## Task prompt:
Set the data down again, exactly as it reads, but without the pictures.

## Dataset content:
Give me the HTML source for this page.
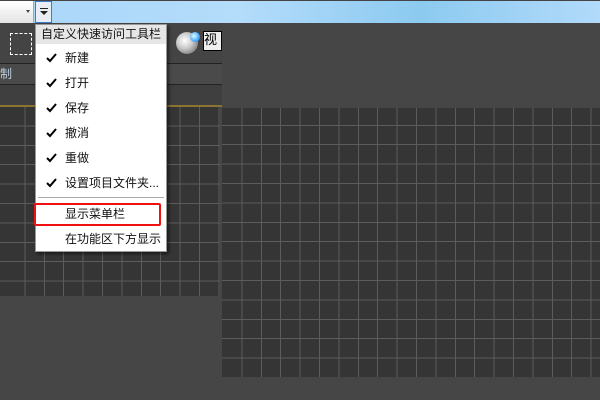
<!DOCTYPE html>
<html><head><meta charset="utf-8"><style>
*{margin:0;padding:0;box-sizing:border-box}
body{width:600px;height:400px;overflow:hidden;background:#464646;position:relative;font-family:"Liberation Sans","Noto Sans CJK SC",sans-serif}
.a{position:absolute}
.grid{background-color:#353535;
background-image:repeating-linear-gradient(90deg,transparent 0,transparent 18.4px,#5c5c5c 18.4px,#5c5c5c 19.4px),
repeating-linear-gradient(0deg,transparent 0,transparent 18.4px,#5c5c5c 18.4px,#5c5c5c 19.4px);}
.item{position:absolute;left:29px;font-size:12px;color:#111;line-height:16px;white-space:nowrap}
.ck{position:absolute;left:10px;width:11px;height:10px}
</style></head><body>
<div class="a" style="left:0;top:0;width:600px;height:23px;background:linear-gradient(90deg,#aad6f8,#b4dcfb 40%,#8ccaf0 70%,#b2dafa);border-top:1px solid #444"></div>
<div class="a" style="left:0;top:1px;width:34px;height:22px;background:linear-gradient(#fff,#e4e4e4);border-right:1px solid #9ab"></div>
<div class="a" style="left:26px;top:10px;width:0;height:0;border-left:2px solid transparent;border-right:2px solid transparent;border-top:3px solid #444"></div>
<div class="a" style="left:35px;top:1px;width:17px;height:22px;background:#e8eef4;border:1px solid #3b7bd0"></div>
<div class="a" style="left:40px;top:8px;width:8px;height:1px;background:#222"></div>
<div class="a" style="left:40px;top:11px;width:0;height:0;border-left:4px solid transparent;border-right:4px solid transparent;border-top:4px solid #222"></div>
<div class="a" style="left:0;top:23px;width:222px;height:40px;background:#444"></div>
<div class="a" style="left:10px;top:33px;width:22px;height:22px;border:1px dashed #fff"></div>
<div class="a" style="left:176px;top:32px;width:22px;height:22px;border-radius:50%;background:radial-gradient(circle at 40% 40%,#fff,#ccc 40%,#666 90%)"></div>
<div class="a" style="left:190px;top:32px;width:10px;height:10px;border-radius:50%;background:radial-gradient(circle at 40% 40%,#dff,#39f 70%)"></div>
<div class="a" style="left:203px;top:31px;width:19px;height:20px;background:#eee;border:1px solid #000;font-size:13px;line-height:16px;overflow:hidden;color:#000">视</div>
<div class="a" style="left:0;top:63px;width:222px;height:1px;background:#222"></div>
<div class="a" style="left:0;top:64px;width:222px;height:20px;background:#4a4a4a;color:#bcd;font-size:12px;line-height:20px">制</div>
<div class="a" style="left:0;top:84px;width:222px;height:1px;background:#222"></div>
<div class="a" style="left:0;top:85px;width:222px;height:20px;background:#3f3f3f"></div>
<div class="a" style="left:0;top:105px;width:222px;height:2px;background:#8a7430"></div>
<div class="a grid" style="left:0;top:107px;width:220px;height:189px;background-position:6px 4px"></div>
<div class="a grid" style="left:222px;top:108px;width:378px;height:269px;background-position:1px 0px"></div>
<div class="a" style="left:222px;top:23px;width:378px;height:85px;background:#464646"></div>
<div class="a" style="left:35px;top:24px;width:132px;height:228px;background:#fff;border:1px solid #999;box-shadow:2px 2px 3px rgba(0,0,0,.5)">
 <div class="a" style="left:0;top:0;width:130px;height:19px;background:#e6e6e6;font-size:12px;line-height:19px;padding-left:5px;color:#111;white-space:nowrap">自定义快速访问工具栏</div>
 <svg class="ck" style="top:28px" viewBox="0 0 11 10"><path d="M1 5l3 3 6-7" stroke="#000" stroke-width="2" fill="none"/></svg>
 <div class="item" style="top:25px">新建</div>
 <svg class="ck" style="top:53px" viewBox="0 0 11 10"><path d="M1 5l3 3 6-7" stroke="#000" stroke-width="2" fill="none"/></svg>
 <div class="item" style="top:50px">打开</div>
 <svg class="ck" style="top:78px" viewBox="0 0 11 10"><path d="M1 5l3 3 6-7" stroke="#000" stroke-width="2" fill="none"/></svg>
 <div class="item" style="top:75px">保存</div>
 <svg class="ck" style="top:103px" viewBox="0 0 11 10"><path d="M1 5l3 3 6-7" stroke="#000" stroke-width="2" fill="none"/></svg>
 <div class="item" style="top:100px">撤消</div>
 <svg class="ck" style="top:128px" viewBox="0 0 11 10"><path d="M1 5l3 3 6-7" stroke="#000" stroke-width="2" fill="none"/></svg>
 <div class="item" style="top:125px">重做</div>
 <svg class="ck" style="top:153px" viewBox="0 0 11 10"><path d="M1 5l3 3 6-7" stroke="#000" stroke-width="2" fill="none"/></svg>
 <div class="item" style="top:150px">设置项目文件夹...</div>
 <div class="a" style="left:2px;top:172px;width:126px;height:1px;background:#aaa"></div>
 <div class="item" style="top:181px">显示菜单栏</div>
 <div class="item" style="top:206px">在功能区下方显示</div>
</div>
<div class="a" style="left:34px;top:203px;width:127px;height:23px;border:2px solid #f01010;border-radius:2px"></div>
</body></html>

## Completed exercise:
Give me the HTML source for this page.
<!DOCTYPE html>
<html><head><meta charset="utf-8"><style>
*{margin:0;padding:0;box-sizing:border-box}
body{width:600px;height:400px;overflow:hidden;background:#464646;position:relative;font-family:"Liberation Sans","Noto Sans CJK SC",sans-serif}
.a{position:absolute}
.grid{background-color:#353535;
background-image:repeating-linear-gradient(90deg,transparent 0,transparent 18.4px,#5c5c5c 18.4px,#5c5c5c 19.4px),
repeating-linear-gradient(0deg,transparent 0,transparent 18.4px,#5c5c5c 18.4px,#5c5c5c 19.4px);}
.item{position:absolute;left:29px;font-size:12px;color:#111;line-height:16px;white-space:nowrap}
.ck{position:absolute;left:10px;width:11px;height:10px}
</style></head><body>
<div class="a" style="left:0;top:0;width:600px;height:23px;background:linear-gradient(90deg,#aad6f8,#b4dcfb 40%,#8ccaf0 70%,#b2dafa);border-top:1px solid #444"></div>
<div class="a" style="left:0;top:1px;width:34px;height:22px;background:linear-gradient(#fff,#e4e4e4);border-right:1px solid #9ab"></div>
<div class="a" style="left:26px;top:10px;width:0;height:0;border-left:2px solid transparent;border-right:2px solid transparent;border-top:3px solid #444"></div>
<div class="a" style="left:35px;top:1px;width:17px;height:22px;background:#e8eef4;border:1px solid #3b7bd0"></div>
<div class="a" style="left:40px;top:8px;width:8px;height:1px;background:#222"></div>
<div class="a" style="left:40px;top:11px;width:0;height:0;border-left:4px solid transparent;border-right:4px solid transparent;border-top:4px solid #222"></div>
<div class="a" style="left:0;top:23px;width:222px;height:40px;background:#444"></div>
<div class="a" style="left:10px;top:33px;width:22px;height:22px;border:1px dashed #fff"></div>
<div class="a" style="left:176px;top:32px;width:22px;height:22px;border-radius:50%;background:radial-gradient(circle at 40% 40%,#fff,#ccc 40%,#666 90%)"></div>
<div class="a" style="left:190px;top:32px;width:10px;height:10px;border-radius:50%;background:radial-gradient(circle at 40% 40%,#dff,#39f 70%)"></div>
<div class="a" style="left:203px;top:31px;width:19px;height:20px;background:#eee;border:1px solid #000;font-size:13px;line-height:16px;overflow:hidden;color:#000">视</div>
<div class="a" style="left:0;top:63px;width:222px;height:1px;background:#222"></div>
<div class="a" style="left:0;top:64px;width:222px;height:20px;background:#4a4a4a;color:#bcd;font-size:12px;line-height:20px">制</div>
<div class="a" style="left:0;top:84px;width:222px;height:1px;background:#222"></div>
<div class="a" style="left:0;top:85px;width:222px;height:20px;background:#3f3f3f"></div>
<div class="a" style="left:0;top:105px;width:222px;height:2px;background:#8a7430"></div>
<div class="a grid" style="left:0;top:107px;width:220px;height:189px;background-position:6px 4px"></div>
<div class="a grid" style="left:222px;top:108px;width:378px;height:269px;background-position:1px 0px"></div>
<div class="a" style="left:222px;top:23px;width:378px;height:85px;background:#464646"></div>
<div class="a" style="left:35px;top:24px;width:132px;height:228px;background:#fff;border:1px solid #999;box-shadow:2px 2px 3px rgba(0,0,0,.5)">
 <div class="a" style="left:0;top:0;width:130px;height:19px;background:#e6e6e6;font-size:12px;line-height:19px;padding-left:5px;color:#111;white-space:nowrap">自定义快速访问工具栏</div>
 <svg class="ck" style="top:28px" viewBox="0 0 11 10"><path d="M1 5l3 3 6-7" stroke="#000" stroke-width="2" fill="none"/></svg>
 <div class="item" style="top:25px">新建</div>
 <svg class="ck" style="top:53px" viewBox="0 0 11 10"><path d="M1 5l3 3 6-7" stroke="#000" stroke-width="2" fill="none"/></svg>
 <div class="item" style="top:50px">打开</div>
 <svg class="ck" style="top:78px" viewBox="0 0 11 10"><path d="M1 5l3 3 6-7" stroke="#000" stroke-width="2" fill="none"/></svg>
 <div class="item" style="top:75px">保存</div>
 <svg class="ck" style="top:103px" viewBox="0 0 11 10"><path d="M1 5l3 3 6-7" stroke="#000" stroke-width="2" fill="none"/></svg>
 <div class="item" style="top:100px">撤消</div>
 <svg class="ck" style="top:128px" viewBox="0 0 11 10"><path d="M1 5l3 3 6-7" stroke="#000" stroke-width="2" fill="none"/></svg>
 <div class="item" style="top:125px">重做</div>
 <svg class="ck" style="top:153px" viewBox="0 0 11 10"><path d="M1 5l3 3 6-7" stroke="#000" stroke-width="2" fill="none"/></svg>
 <div class="item" style="top:150px">设置项目文件夹...</div>
 <div class="a" style="left:2px;top:172px;width:126px;height:1px;background:#aaa"></div>
 <div class="item" style="top:181px">显示菜单栏</div>
 <div class="item" style="top:206px">在功能区下方显示</div>
</div>
<div class="a" style="left:34px;top:203px;width:127px;height:23px;border:2px solid #f01010;border-radius:2px"></div>
</body></html>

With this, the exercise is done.